If you have a hard time floating, put your arms out to the side, as if you are trying to fly. If you are very muscular, you will have a harder time floating, but it's not impossible.


STREAMLINING


In any swimming stroke, you want to be as streamlined and efficient as possible. Streamlined = efficient = faster. You want to reduce the resistance your body has as it travels through the water. To test this for yourself, push the water with your palm. You can feel the resistance of the water against your hand. (It's also a great way to make a good splash at somebody.) When you are swimming, you want to reduce that resistance, and so instead of pushing your palm against the water, you want to go fingers-pointing-first through the water.


Try it. Push your hand straight out in front of you, thumb up and fingers first. It glides right through with much less resistance than your palm. That is the basic concept of streamlining. Reducing resistance by putting your body in the right position is the essence of learning to swim well and to have it look efforless. It is never effortless, by the way, but some people sure look great when they swim, and you can too. When you swim, you will almost never actually be flat on your stomach for freestyle. Your time is spent mostly on your side.


In freestyle, you rotate from side to side with your whole body as you pull yourself through the water in a streamlined fashion, almost as if you have a mental pole all the way through your body. You rotate around it.


When you are streamlined, you can get 6 inches more reach than you can be, so reach as far as you can with each stroke.




KICKING MECHANICS


Your kick should be with a mostly straight but relaxed leg, kicking from the hip, not bending at the knee. The bending should be at the ankle, with the foot moving back and forth, toes pointed but relaxed. Move your leg from the hip and make small, baby kicks, so that your feet are no more than 12 inches apart at the widest. You want enough space between your feet during the kick so that you are moving some water.


You will have a problem if are too tense. So, try to make it a relaxed move from the hip. You will waste energy if you are tense. Loose, relaxed legs -but with toes pointed- is the rule. Let your ankles be loose.


Strive to avoid the common mistakes that people make in swimming or in practicing kicking. One is surface kicking, in which the only thing being kicked is air. The feet are too high. This gets you nowhere. Another is kicking too deep. The legs are too far apart with each kick, which wastes energy. A third is having too much knee bend, using only half of the leg instead of using the power of the whole leg. This is a common mistake that runners and bikers make when they go to the pool to try to learn swimming for triathlons.





KICKING DRILLS


Lie on your side in the water, holding on to the kickboard with one hand. Stretch out as long as you can, and kick all the way down the pool. If you can't make it through the whole lap kicking, go as far as you can. Try for at least halfway. Don't worry about speed. It doesn't have to be fast. It only needs to be right. Just keep kicking. Try to relax your head and arms, as if you are lying on the sofa, with the water as your pillow.

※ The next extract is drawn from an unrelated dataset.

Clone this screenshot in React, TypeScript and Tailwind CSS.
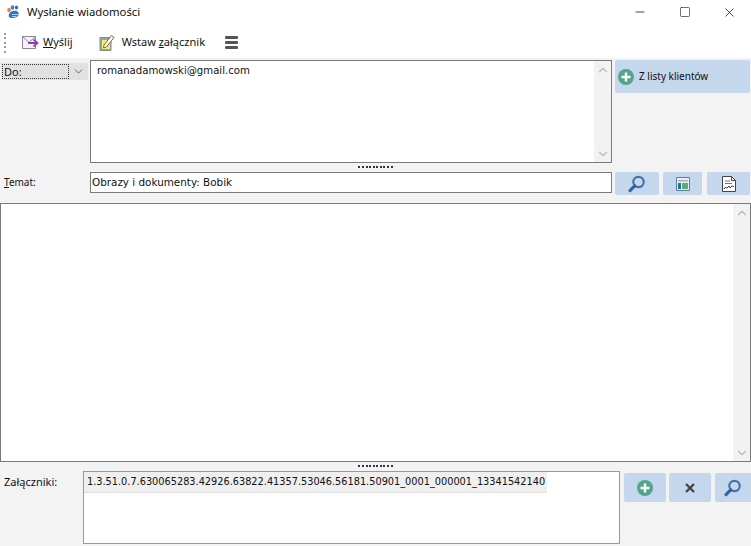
import { ChevronDown, ChevronUp, Minus, Square, X } from "lucide-react";

const FONT_UI = "font-['Noto_Sans','Open_Sans',sans-serif]";
const FONT_FIELD = "font-['DejaVu_Sans',sans-serif]";

function PlusIcon({ size = 16 }: { size?: number }) {
  return (
    <svg width={size} height={size} viewBox="0 0 16 16">
      <circle cx="8" cy="8" r="8" fill="#52a58a" />
      <path d="M8 3.5v9M3.5 8h9" stroke="#fff" strokeWidth="2.4" />
    </svg>
  );
}

function SearchIcon() {
  return (
    <svg width="18" height="18" viewBox="0 0 18 18" fill="none">
      <circle cx="10.5" cy="7" r="5.2" stroke="#3f74ad" strokeWidth="2.2" />
      <path d="M6.800 10.800 2 15.600" stroke="#2f629b" strokeWidth="3" strokeLinecap="round" />
    </svg>
  );
}

function ActionButton({ className, children }: { className: string; children: React.ReactNode }) {
  return (
    <div className={`flex shrink-0 items-center justify-center rounded-[2px] bg-[#c5d7ec] ${className}`}>
      {children}
    </div>
  );
}

function Splitter() {
  return (
    <div className="flex h-[8px] items-center justify-center gap-[1.6px] pb-[1px]">
      {Array.from({ length: 10 }).map((_, i) => (
        <span key={i} className="h-[2px] w-[2px] bg-[#333]" />
      ))}
    </div>
  );
}

function ScrollBar() {
  return (
    <div className="flex w-[17px] shrink-0 flex-col items-center justify-between bg-[#f2f2f2] text-[#bdbdbd]">
      <div className="flex h-[17px] items-center justify-center">
        <ChevronUp size={14} strokeWidth={2.4} />
      </div>
      <div className="flex h-[17px] items-center justify-center">
        <ChevronDown size={14} strokeWidth={2.4} />
      </div>
    </div>
  );
}

export default function App() {
  return (
    <div className={`flex h-[546px] w-[751px] flex-col overflow-hidden bg-[#f3f3f3] text-[11px] text-[#111] ${FONT_UI}`}>
      {/* Title + toolbar */}
      <div className="h-[58px] shrink-0 bg-white">
        <div className="flex h-[24px] items-center">
          <svg className="ml-[6px]" width="15" height="14" viewBox="0 0 15 14">
            <path d="M3 9c1-3 5-4 8-3 2 1 2 3 1 5-2 2-7 3-9 1-.5-1-.5-2 0-3z" fill="#2f78c0" />
            <ellipse cx="3" cy="5" rx="1.800" ry="2.200" fill="#e8873a" />
            <ellipse cx="6.500" cy="2.500" rx="1.800" ry="2.200" fill="#3b86cc" />
            <ellipse cx="10.500" cy="2.500" rx="1.600" ry="2" fill="#2f6fb0" />
            <path d="M6 9.500h6M6 11.500h4" stroke="#a9d0ee" strokeWidth="1" />
          </svg>
          <span className="ml-[6px] text-[11.3px] leading-none">Wysłanie wiadomości</span>
          <div className="ml-auto flex items-center text-[#111]">
            <div className="flex w-[45px] justify-center"><Minus size={14} strokeWidth={1.3} /></div>
            <div className="flex w-[45px] justify-center"><Square size={12} strokeWidth={1.2} /></div>
            <div className="flex w-[44px] justify-center"><X size={15} strokeWidth={1.2} /></div>
          </div>
        </div>
        <div className="flex h-[34px] items-center pt-[3px]">
          <div className="ml-[4px] flex h-[20px] flex-col justify-between">
            {Array.from({ length: 5 }).map((_, i) => (
              <span key={i} className="h-[2px] w-[2px] bg-[#9a9a9a]" />
            ))}
          </div>
          <svg className="ml-[16px]" width="17" height="13" viewBox="0 0 17 13" fill="none">
            <path d="M.5.5h13v12H.5z" fill="#f6f3f8" stroke="#8f8799" />
            <path d="M.5.5 7 6.500l6.500-6" stroke="#8f8799" />
            <path d="M6 7h9M11.500 3.500 15.500 7l-4 3.500" stroke="#8e3fb5" strokeWidth="1.800" />
          </svg>
          <span className="ml-[4px]"><span className="underline">W</span>yślij</span>
          <svg className="ml-[26px]" width="17" height="17" viewBox="0 0 17 17" fill="none">
            <path d="M1 3.500h11v13H1z" fill="#90a4b8" stroke="#7c8c9c" />
            <path d="M3 6h8v9H3z" fill="#f7ee5c" />
            <path d="M5 11 12.500 1.500l2.500 2-7.500 9.500-3 .8z" fill="#fff" stroke="#9a5a2c" />
          </svg>
          <span className="ml-[6px]">Wstaw <span className="underline">z</span>ałącznik</span>
          <div className="ml-[20px] flex h-[13px] flex-col justify-between">
            {Array.from({ length: 3 }).map((_, i) => (
              <span key={i} className="h-[3px] w-[13px] rounded-[1px] bg-[#555]" />
            ))}
          </div>
        </div>
      </div>

      {/* Recipients */}
      <div className="mt-[2px] flex h-[103px] shrink-0">
        <div className="ml-[1px] mt-[3px] flex h-[17px] w-[87px] shrink-0 items-center bg-[#e1e1e1] pl-[1px] pr-[3px]">
          <div className="flex h-[15px] w-[67px] items-center border border-dotted border-[#333] pl-[1px] pt-[1px]">Do:</div>
          <ChevronDown className="ml-auto text-[#444]" size={13} strokeWidth={1.4} />
        </div>
        <div className={`ml-[2px] flex w-[522px] shrink-0 border border-[#7a7a7a] bg-white ${FONT_FIELD}`}>
          <div className="flex-1 pl-[6px] pt-[3px] text-[10.15px] leading-[14px]">romanadamowski@gmail.com</div>
          <ScrollBar />
        </div>
        <div className="ml-[3px] flex h-[33px] w-[135px] items-center rounded-[2px] bg-[#c5d7ec] pl-[3px]">
          <PlusIcon />
          <span className="ml-[5px] text-[10px]">Z listy klientów</span>
        </div>
      </div>
      <Splitter />

      {/* Subject */}
      <div className="mt-[1px] flex h-[23px] shrink-0">
        <div className="ml-[4px] flex w-[86px] shrink-0 items-center pb-[2px] text-[10px]"><span><span className="underline">T</span>emat:</span></div>
        <div className={`flex h-[21px] w-[522px] shrink-0 items-center border border-[#7a7a7a] bg-white pl-[1px] text-[10.4px] ${FONT_FIELD}`}>
          Obrazy i dokumenty: Bobik
        </div>
        <ActionButton className="ml-[3px] h-[23px] w-[44px]"><SearchIcon /></ActionButton>
        <ActionButton className="ml-[4px] h-[23px] w-[39px]">
          <svg width="14" height="14" viewBox="0 0 14 14">
            <path d="M.5.5h13v13H.5z" fill="#e9eef3" stroke="#5b7f9b" />
            <path d="M2 3h10v1.500H2z" fill="#9fb4c4" />
            <path d="M2 6h3v6H2z" fill="#2c6fa8" />
            <path d="M6 6h6v6H6z" fill="#55b06c" />
          </svg>
        </ActionButton>
        <ActionButton className="ml-[5px] h-[23px] w-[43px]">
          <svg width="14" height="16" viewBox="0 0 14 16" fill="none">
            <path d="M.5.500h9l4 4v11H.5z" fill="#fff" stroke="#444" />
            <path d="M9.500.500v4h4" stroke="#444" />
            <path d="M3 5h5M3 7.500h7" stroke="#777" />
            <path d="M2 13c2-4 2 1 4-2s1 3 3 0 1 1 3-1" stroke="#222" />
          </svg>
        </ActionButton>
      </div>

      {/* Message body */}
      <div className="mt-[8px] flex h-[259px] shrink-0 border border-[#7a7a7a] bg-white">
        <div className="flex-1" />
        <ScrollBar />
      </div>
      <Splitter />

      {/* Attachments */}
      <div className="mt-[1px] flex">
        <div className="ml-[4px] w-[79px] shrink-0 pt-[3px]">Załączniki:</div>
        <div className="h-[73px] w-[537px] shrink-0 border border-[#82a0bd] bg-white">
          <div className={`h-[21px] w-[463px] border-b border-b-[#e0e0e0] bg-[#efefef] pl-[3px] text-[9.75px] leading-[20px] whitespace-nowrap ${FONT_FIELD}`}>
            1.3.51.0.7.630065283.42926.63822.41357.53046.56181.50901_0001_000001_13341542140
          </div>
        </div>
        <ActionButton className="ml-[4px] mt-[2px] h-[29px] w-[42px]"><PlusIcon /></ActionButton>
        <ActionButton className="ml-[3px] mt-[2px] h-[29px] w-[42px]">
          <svg width="12" height="12" viewBox="0 0 12 12">
            <path d="M2 2l8 8M10 2l-8 8" stroke="#444" strokeWidth="2.4" />
          </svg>
        </ActionButton>
        <ActionButton className="ml-[4px] mt-[2px] h-[29px] w-[36px] rounded-r-none"><SearchIcon /></ActionButton>
      </div>
    </div>
  );
}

When you get all the way to the end, you may need to rest and catch your breath. If so, do it. We will get to proper rest internatl times later, but for now, if you are winded, rest. If not, immediately turn onto the other side and kick back. If you made it only halfway and need to rest, rest/ Then turn onto your other side and return to your starting point, kicking on that side. Rest again. Now you know what kicking on your side feels like.


Next is the "10/10" drill with kickboard. Take the kickboard again. Lie on your side. This time, after every 10 kicks, switch sides, kicking down the pool to the other end and returning. So, if you start on your left side, you will be lying on your left side, holding the kickboard in your left hand and with your left arm outstretched completely; your face will be out of the water enough so that you will not have problem breathing. To switch, move your right hand up from wherever it was in the water and grab the kickboard with it; immediately let go of the kickboard with your left hand and roll over to your right side, all the while kicking. Count 10 kicks, and then change back to the side on which you started. Continue for two pool lengths.